A ANPG (Associação Nacional de Pós Graduandos) ressaltou a preocupação com o contingenciamento e a projeção de corte orçamentário para 2024 em um momento ainda de recuperação da Capes.
"É preciso destacar que o Brasil ainda está enfrentando as consequências do estrangulamento financeiro ocorrido nos últimos seis anos", diz a carta divulgada pela associação.
Depois de um periodo de aumento de investimentos em pesquisa cientifica, o pais atravessa, desde 2017, uma série de cortes no orçamento da ciència. Essa instabilidade levou a chamada fuga de cérebros e, nos últimos anos, resultou também na queda das titulações de doutorado depois de atingir, em 2019, numero recorde de formação de doutores, com 24.422, o Brasil registrou dois anos consecutivos de redução, chegando a 20.671, em 2021.
A carta da entidade diz que um possível corte no orçamento do próximo ano pode agravar a situação atual, colocando em riscos os avanços registrados neste ano, com o aumento do valor e da quantidade de bolsas.

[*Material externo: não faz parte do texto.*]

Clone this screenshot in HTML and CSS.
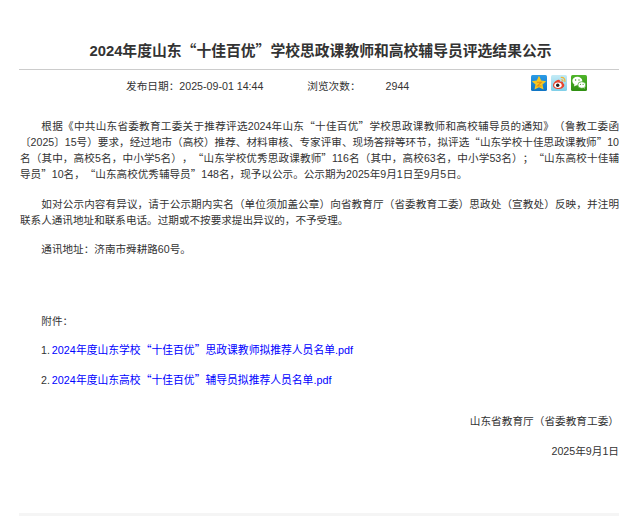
FILE: index.html
```html
<!DOCTYPE html>
<html lang="zh-CN">
<head>
<meta charset="utf-8">
<title>2024年度山东“十佳百优”学校思政课教师和高校辅导员评选结果公示</title>
<link rel="stylesheet" href="styles.css">
</head>
<body>
<main class="article">
  <h1 class="title">2024年度山东<span class="q">“</span>十佳百优<span class="q">”</span>学校思政课教师和高校辅导员评选结果公示</h1>
  <div class="meta">
    <span class="meta-label">发布日期：</span>
    <span class="meta-date">2025-09-01 14:44</span>
    <span class="meta-label views">浏览次数：</span>
    <span class="meta-count">2944</span>
    <div class="share">
      <svg class="icon" viewBox="0 0 16 16"><defs><linearGradient id="gq" x1="0" y1="0" x2="0" y2="1"><stop offset="0" stop-color="#2b9be6"/><stop offset="1" stop-color="#0f74c4"/></linearGradient></defs><rect width="16" height="16" rx="1.500" fill="url(#gq)"/><path d="M8 .8l2.200 4.800 5 .6-3.700 3.400 1 5L8 12.200l-4.500 2.400 1-5L.8 6.200l5-.6z" fill="#f8c81e"/><path d="M5.800 7.300h4.400L6.300 11h4.200" fill="none" stroke="#e58a17" stroke-width="1.100"/></svg>
      <svg class="icon" viewBox="0 0 16 16"><defs><linearGradient id="gw" x1="0" y1="0" x2="0" y2="1"><stop offset="0" stop-color="#c4ebf6"/><stop offset="1" stop-color="#7fcfe8"/></linearGradient></defs><rect width="16" height="16" rx="1.500" fill="url(#gw)"/><path d="M2 10.500C2 8 5 5.200 7.500 4.800c1.500-.2 1.700 1 1.300 2 2-.7 3.600-.2 3.200 1.500.8.400 1.300 1 1.300 1.900 0 2.100-2.800 3.800-5.800 3.800S2 12.600 2 10.500z" fill="#e8452f"/><ellipse cx="7" cy="10.300" rx="3.700" ry="2.700" fill="#fff"/><circle cx="6.700" cy="10.300" r="1.700" fill="#222"/><path d="M9.800 2.500c2.800-.5 4.600 1.500 4 4.300M10.300 4.800c1.200-.2 1.800.5 1.600 1.600" fill="none" stroke="#f2b632" stroke-width="1.200"/></svg>
      <svg class="icon" viewBox="0 0 16 16"><defs><linearGradient id="gc" x1="0" y1="0" x2="0" y2="1"><stop offset="0" stop-color="#4fb52a"/><stop offset="1" stop-color="#2f8f12"/></linearGradient></defs><rect width="16" height="16" rx="1.500" fill="url(#gc)"/><ellipse cx="6.300" cy="6" rx="5" ry="4.200" fill="#fff"/><path d="M3.500 9l-.5 2.500L6 10z" fill="#fff"/><ellipse cx="10.800" cy="10" rx="4" ry="3.300" fill="#fff" stroke="#3aa31c" stroke-width=".7"/><path d="M12.500 12.500l1 1.800-.2-2.500z" fill="#fff"/><circle cx="4.600" cy="5" r=".7" fill="#3aa31c"/><circle cx="8" cy="5" r=".7" fill="#3aa31c"/><circle cx="9.500" cy="9.300" r=".6" fill="#3aa31c"/><circle cx="12.100" cy="9.300" r=".6" fill="#3aa31c"/></svg>
    </div>
  </div>
  <div class="body">
    <p class="para">根据《中共山东省委教育工委关于推荐评选2024年山东<span class="q">“</span>十佳百优<span class="q">”</span>学校思政课教师和高校辅导员的通知》（鲁教工委函〔2025〕15号）要求，经过地市（高校）推荐、材料审核、专家评审、现场答辩等环节，拟评选<span class="q">“</span>山东学校十佳思政课教师<span class="q">”</span>10名（其中，高校5名，中小学5名），<span class="q">“</span>山东学校优秀思政课教师<span class="q">”</span>116名（其中，高校63名，中小学53名）；<span class="q">“</span>山东高校十佳辅导员<span class="q">”</span>10名，<span class="q">“</span>山东高校优秀辅导员<span class="q">”</span>148名，现予以公示。公示期为2025年9月1日至9月5日。</p>
    <p class="para">如对公示内容有异议，请于公示期内实名（单位须加盖公章）向省教育厅（省委教育工委）思政处（宣教处）反映，并注明联系人通讯地址和联系电话。过期或不按要求提出异议的，不予受理。</p>
    <p class="para">通讯地址：济南市舜耕路60号。</p>
    <p class="para attach-head">附件：</p>
    <p class="attach">1. <a class="link" href="#">2024年度山东学校<span class="q">“</span>十佳百优<span class="q">”</span>思政课教师拟推荐人员名单.pdf</a></p>
    <p class="attach">2. <a class="link" href="#">2024年度山东高校<span class="q">“</span>十佳百优<span class="q">”</span>辅导员拟推荐人员名单.pdf</a></p>
    <p class="sign first">山东省教育厅（省委教育工委）</p>
    <p class="sign">2025年9月1日</p>
  </div>
  <div class="foot-band"></div>
</main>
</body>
</html>
```
FILE: styles.css
```css
* { box-sizing: border-box; }
html, body { margin: 0; padding: 0; background: #fff; }
body {
  height: 516px;
  overflow: hidden;
  font-family: "Liberation Sans", "Noto Sans CJK SC", sans-serif;
  font-size: 10.67px;
  color: #333;
  text-spacing-trim: space-all;
}
.q { font-family: "Noto Sans CJK SC", sans-serif; }
.article { width: 600px; margin-left: 19px; padding-top: 40px; }
.title {
  margin: 0;
  height: 30px;
  padding-left: 3px;
  border-bottom: 1px solid #ccc;
  font-size: 14.8px;
  line-height: 20px;
  font-weight: bold;
  text-align: center;
  color: #333;
}
.meta {
  display: flex;
  align-items: center;
  height: 32px;
  padding-left: 107px;
  line-height: 16px;
}
.meta-date { width: 128px; }
.meta-count { margin-left: 25px; }
.share { display: flex; gap: 4px; margin-left: 122px; margin-top: -6px; }
.icon { width: 16px; height: 16px; display: block; }
.body { padding: 16px 0 0 1px; }
.para {
  margin: 0 0 13.5px;
  font-size: 10.6px;
  line-height: 16px;
  text-indent: 21.34px;
  text-align: justify;
}
.attach-head { margin-top: 56px; margin-bottom: 12px; }
.attach { margin: 0 0 12.5px; padding-left: 21px; line-height: 16px; word-spacing: -1px; }
.link { color: #00f; text-decoration: none; font-size: 10.8px; word-spacing: 0; }
.sign { margin: 0 0 14px; line-height: 16px; text-align: right; }
.first { margin-top: 25px; }
.foot-band { height: 8px; margin-top: 54px; background: #f5f5f5; }
```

"O governo atual, apoiador da ciência, acertou ao acatar a demanda da comunidade científica e reajustou a maioria dos tipos de bolsas de estudos e pesquisa, aumentando também a quantidade disponível. Logo, a recomposição do orçamento da Capes para 2023 é imperiosa e urgente, a fim de que não haja interrupções nos programas e projetos em andamento", defende a ANPG.